> [Goal of the exercise] Give back the full listing, character for character, with no pictures.

> [Input material]

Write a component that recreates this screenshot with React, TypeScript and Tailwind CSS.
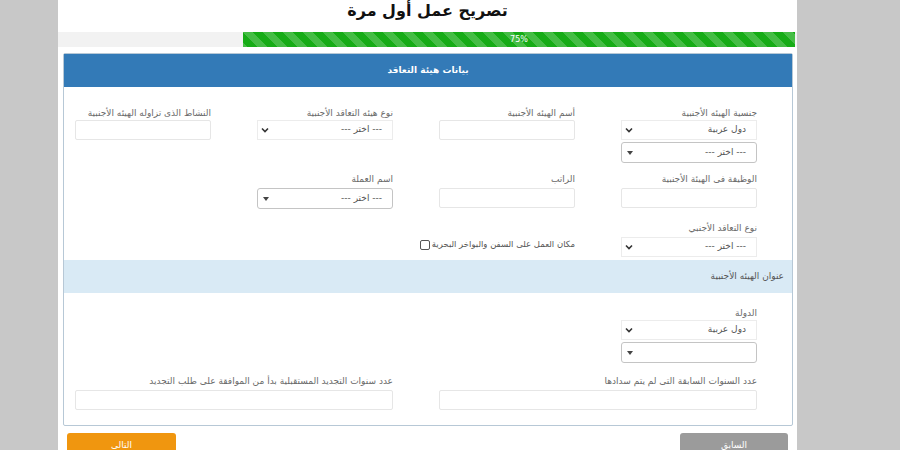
import React from "react";

const font = { fontFamily: '"DejaVu Sans", "Noto Sans", sans-serif' };

function Label({ children, className = "" }: { children: React.ReactNode; className?: string }) {
  return (
    <div className={`h-[14px] leading-[14px] text-[9px] text-[#6a6a6a] whitespace-nowrap ${className}`}>
      {children}
    </div>
  );
}

function TextBox({ className = "" }: { className?: string }) {
  return <div className={`h-[20px] border border-[#e6e6e6] rounded-[2px] bg-white ${className}`} />;
}

// Native-looking select: faint frame, chevron on the left
function PlainSelect({ text, className = "" }: { text: string; className?: string }) {
  return (
    <div className={`h-[20px] flex items-center justify-between border border-[#ececec] bg-white pr-[10px] pl-[3px] ${className}`}>
      <span className="text-[9px] text-[#555]">{text}</span>
      <svg width="8" height="6" viewBox="0 0 8 6">
        <path d="M1 1.5 L4 4.5 L7 1.5" fill="none" stroke="#333" strokeWidth="1.6" />
      </svg>
    </div>
  );
}

// Bordered, rounded select with a small caret
function BoxSelect({ text = "", className = "" }: { text?: string; className?: string }) {
  return (
    <div className={`h-[21px] flex items-center justify-between border border-[#c4c4c4] rounded-[3px] bg-white pr-[10px] pl-[5px] ${className}`}>
      <span className="text-[9px] text-[#555]">{text}</span>
      <svg width="6" height="4" viewBox="0 0 6 4">
        <path d="M0 0 L6 0 L3 4 Z" fill="#444" />
      </svg>
    </div>
  );
}

export default function App() {
  const choose = "--- اختر ---";
  return (
    <div className="w-[900px] h-[450px] flex bg-[#c8c8c8] overflow-hidden" style={font}>
      <div className="w-[58px] shrink-0" />
      <div className="w-[739px] shrink-0 bg-white flex flex-col">
        {/* title */}
        <div className="h-[32px] shrink-0 flex items-start justify-center">
          <div dir="rtl" className="text-[16px] font-bold leading-[20px] text-[#111] pt-[1px]">
            تصريح عمل أول مرة
          </div>
        </div>

        {/* progress */}
        <div className="h-[15px] shrink-0 bg-[#f2f2f2] flex justify-end pr-[2px]">
          <div className="w-[552px] h-full bg-[#16ac16] bg-[linear-gradient(45deg,rgba(255,255,255,.2)_25%,transparent_25%,transparent_50%,rgba(255,255,255,.2)_50%,rgba(255,255,255,.2)_75%,transparent_75%,transparent)] bg-[length:20px_20px] flex items-center justify-center">
            <span className="text-[8px] text-white leading-none">75%</span>
          </div>
        </div>

        {/* panel */}
        <div className="shrink-0 mt-[6px] ml-[5px] mr-[4px] border border-[#b7c8d6] rounded-[2px] flex flex-col">
          <div className="h-[33px] bg-[#337ab7] flex items-center justify-center">
            <span dir="rtl" className="text-[9px] font-bold text-white">بيانات هيئة التعاقد</span>
          </div>

          <div dir="rtl" className="pr-[35px] pl-[11px] pt-[19px]">
            {/* row 1 */}
            <div className="grid grid-cols-4 gap-x-[46px]">
              <div>
                <Label>جنسية الهيئه الأجنبية</Label>
                <PlainSelect text="دول عربية" />
                <BoxSelect text={choose} className="mt-[2px]" />
              </div>
              <div>
                <Label>أسم الهيئه الأجنبية</Label>
                <TextBox />
              </div>
              <div>
                <Label>نوع هيئه التعاقد الأجنبية</Label>
                <PlainSelect text={choose} />
              </div>
              <div>
                <Label>النشاط الذى تزاوله الهيئه الأجنبية</Label>
                <TextBox />
              </div>
            </div>

            {/* row 2 */}
            <div className="grid grid-cols-4 gap-x-[46px] mt-[9px]">
              <div>
                <Label className="mb-[2px]">الوظيفة فى الهيئة الأجنبية</Label>
                <TextBox />
              </div>
              <div>
                <Label className="mb-[2px]">الراتب</Label>
                <TextBox />
              </div>
              <div>
                <Label className="mb-[2px]">اسم العملة</Label>
                <BoxSelect text={choose} />
              </div>
              <div />
            </div>

            {/* row 3 */}
            <div className="grid grid-cols-4 gap-x-[46px] mt-[12px] pb-[3px]">
              <div>
                <Label className="mb-[2px]">نوع التعاقد الأجنبي</Label>
                <PlainSelect text={choose} />
              </div>
              <div className="flex items-end pb-[6px]">
                <label className="flex items-center gap-[2px] text-[8.5px] text-[#555] whitespace-nowrap">
                  <span>مكان العمل على السفن والبواخر البحرية</span>
                  <span className="w-[10px] h-[10px] border border-[#555] rounded-[2px] bg-white inline-block" />
                </label>
              </div>
              <div />
              <div />
            </div>
          </div>

          {/* address band */}
          <div dir="rtl" className="h-[33px] bg-[#d9eaf5] flex items-center pr-[8px]">
            <span className="text-[9px] text-[#555]">عنوان الهيئه الأجنبية</span>
          </div>

          <div dir="rtl" className="pr-[35px] pl-[11px] pt-[13px] pb-[15px]">
            <div className="grid grid-cols-4 gap-x-[46px]">
              <div>
                <Label>الدولة</Label>
                <PlainSelect text="دول عربية" />
                <BoxSelect className="mt-[2px]" />
              </div>
            </div>
            <div className="grid grid-cols-2 gap-x-[46px] mt-[11px]">
              <div>
                <Label className="mb-[2px]">عدد السنوات السابقة التى لم يتم سدادها</Label>
                <TextBox />
              </div>
              <div>
                <Label className="mb-[2px]">عدد سنوات التجديد المستقبلية بدأ من الموافقة على طلب التجديد</Label>
                <TextBox />
              </div>
            </div>
          </div>
        </div>

        {/* buttons */}
        <div className="shrink-0 mt-[7px] flex justify-between px-[9px]">
          <div className="w-[109px] h-[30px] bg-[#f0960f] rounded-[3px] flex justify-center pt-[6px]">
            <span className="text-[9px] text-white">التالى</span>
          </div>
          <div className="w-[108px] h-[30px] bg-[#9b9b9b] rounded-[3px] flex justify-center pt-[6px]">
            <span className="text-[9px] text-white">السابق</span>
          </div>
        </div>
      </div>
      <div className="flex-1" />
    </div>
  );
}
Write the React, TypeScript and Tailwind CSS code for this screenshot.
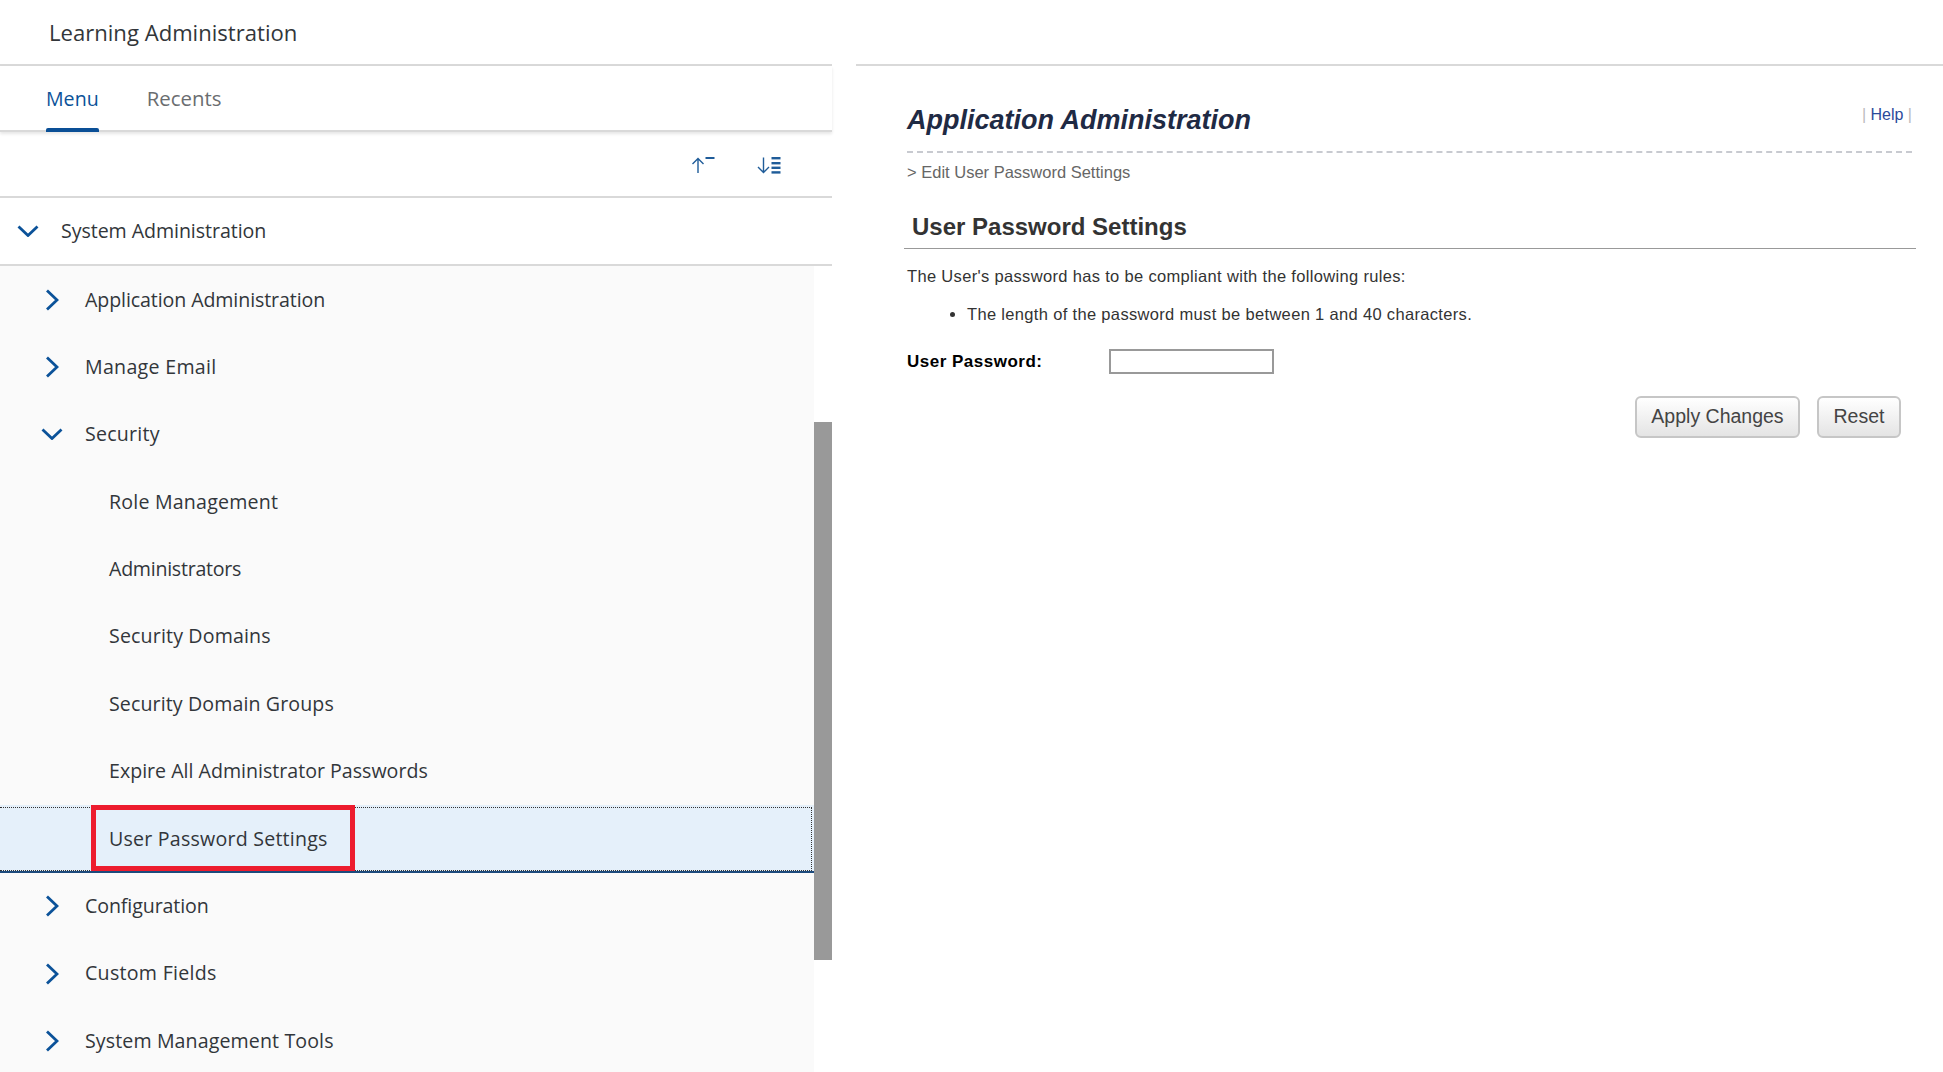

> [Full response]
Write a component that recreates this screenshot with React, TypeScript and Tailwind CSS.
import React from "react";

const font = { fontFamily: '"DejaVu Sans", "Noto Sans", sans-serif' };

function Label({ children, className = "" }: { children: React.ReactNode; className?: string }) {
  return (
    <div className={`h-[14px] leading-[14px] text-[9px] text-[#6a6a6a] whitespace-nowrap ${className}`}>
      {children}
    </div>
  );
}

function TextBox({ className = "" }: { className?: string }) {
  return <div className={`h-[20px] border border-[#e6e6e6] rounded-[2px] bg-white ${className}`} />;
}

// Native-looking select: faint frame, chevron on the left
function PlainSelect({ text, className = "" }: { text: string; className?: string }) {
  return (
    <div className={`h-[20px] flex items-center justify-between border border-[#ececec] bg-white pr-[10px] pl-[3px] ${className}`}>
      <span className="text-[9px] text-[#555]">{text}</span>
      <svg width="8" height="6" viewBox="0 0 8 6">
        <path d="M1 1.5 L4 4.5 L7 1.5" fill="none" stroke="#333" strokeWidth="1.6" />
      </svg>
    </div>
  );
}

// Bordered, rounded select with a small caret
function BoxSelect({ text = "", className = "" }: { text?: string; className?: string }) {
  return (
    <div className={`h-[21px] flex items-center justify-between border border-[#c4c4c4] rounded-[3px] bg-white pr-[10px] pl-[5px] ${className}`}>
      <span className="text-[9px] text-[#555]">{text}</span>
      <svg width="6" height="4" viewBox="0 0 6 4">
        <path d="M0 0 L6 0 L3 4 Z" fill="#444" />
      </svg>
    </div>
  );
}

export default function App() {
  const choose = "--- اختر ---";
  return (
    <div className="w-[900px] h-[450px] flex bg-[#c8c8c8] overflow-hidden" style={font}>
      <div className="w-[58px] shrink-0" />
      <div className="w-[739px] shrink-0 bg-white flex flex-col">
        {/* title */}
        <div className="h-[32px] shrink-0 flex items-start justify-center">
          <div dir="rtl" className="text-[16px] font-bold leading-[20px] text-[#111] pt-[1px]">
            تصريح عمل أول مرة
          </div>
        </div>

        {/* progress */}
        <div className="h-[15px] shrink-0 bg-[#f2f2f2] flex justify-end pr-[2px]">
          <div className="w-[552px] h-full bg-[#16ac16] bg-[linear-gradient(45deg,rgba(255,255,255,.2)_25%,transparent_25%,transparent_50%,rgba(255,255,255,.2)_50%,rgba(255,255,255,.2)_75%,transparent_75%,transparent)] bg-[length:20px_20px] flex items-center justify-center">
            <span className="text-[8px] text-white leading-none">75%</span>
          </div>
        </div>

        {/* panel */}
        <div className="shrink-0 mt-[6px] ml-[5px] mr-[4px] border border-[#b7c8d6] rounded-[2px] flex flex-col">
          <div className="h-[33px] bg-[#337ab7] flex items-center justify-center">
            <span dir="rtl" className="text-[9px] font-bold text-white">بيانات هيئة التعاقد</span>
          </div>

          <div dir="rtl" className="pr-[35px] pl-[11px] pt-[19px]">
            {/* row 1 */}
            <div className="grid grid-cols-4 gap-x-[46px]">
              <div>
                <Label>جنسية الهيئه الأجنبية</Label>
                <PlainSelect text="دول عربية" />
                <BoxSelect text={choose} className="mt-[2px]" />
              </div>
              <div>
                <Label>أسم الهيئه الأجنبية</Label>
                <TextBox />
              </div>
              <div>
                <Label>نوع هيئه التعاقد الأجنبية</Label>
                <PlainSelect text={choose} />
              </div>
              <div>
                <Label>النشاط الذى تزاوله الهيئه الأجنبية</Label>
                <TextBox />
              </div>
            </div>

            {/* row 2 */}
            <div className="grid grid-cols-4 gap-x-[46px] mt-[9px]">
              <div>
                <Label className="mb-[2px]">الوظيفة فى الهيئة الأجنبية</Label>
                <TextBox />
              </div>
              <div>
                <Label className="mb-[2px]">الراتب</Label>
                <TextBox />
              </div>
              <div>
                <Label className="mb-[2px]">اسم العملة</Label>
                <BoxSelect text={choose} />
              </div>
              <div />
            </div>

            {/* row 3 */}
            <div className="grid grid-cols-4 gap-x-[46px] mt-[12px] pb-[3px]">
              <div>
                <Label className="mb-[2px]">نوع التعاقد الأجنبي</Label>
                <PlainSelect text={choose} />
              </div>
              <div className="flex items-end pb-[6px]">
                <label className="flex items-center gap-[2px] text-[8.5px] text-[#555] whitespace-nowrap">
                  <span>مكان العمل على السفن والبواخر البحرية</span>
                  <span className="w-[10px] h-[10px] border border-[#555] rounded-[2px] bg-white inline-block" />
                </label>
              </div>
              <div />
              <div />
            </div>
          </div>

          {/* address band */}
          <div dir="rtl" className="h-[33px] bg-[#d9eaf5] flex items-center pr-[8px]">
            <span className="text-[9px] text-[#555]">عنوان الهيئه الأجنبية</span>
          </div>

          <div dir="rtl" className="pr-[35px] pl-[11px] pt-[13px] pb-[15px]">
            <div className="grid grid-cols-4 gap-x-[46px]">
              <div>
                <Label>الدولة</Label>
                <PlainSelect text="دول عربية" />
                <BoxSelect className="mt-[2px]" />
              </div>
            </div>
            <div className="grid grid-cols-2 gap-x-[46px] mt-[11px]">
              <div>
                <Label className="mb-[2px]">عدد السنوات السابقة التى لم يتم سدادها</Label>
                <TextBox />
              </div>
              <div>
                <Label className="mb-[2px]">عدد سنوات التجديد المستقبلية بدأ من الموافقة على طلب التجديد</Label>
                <TextBox />
              </div>
            </div>
          </div>
        </div>

        {/* buttons */}
        <div className="shrink-0 mt-[7px] flex justify-between px-[9px]">
          <div className="w-[109px] h-[30px] bg-[#f0960f] rounded-[3px] flex justify-center pt-[6px]">
            <span className="text-[9px] text-white">التالى</span>
          </div>
          <div className="w-[108px] h-[30px] bg-[#9b9b9b] rounded-[3px] flex justify-center pt-[6px]">
            <span className="text-[9px] text-white">السابق</span>
          </div>
        </div>
      </div>
      <div className="flex-1" />
    </div>
  );
}
Write the React, TypeScript and Tailwind CSS code for this screenshot.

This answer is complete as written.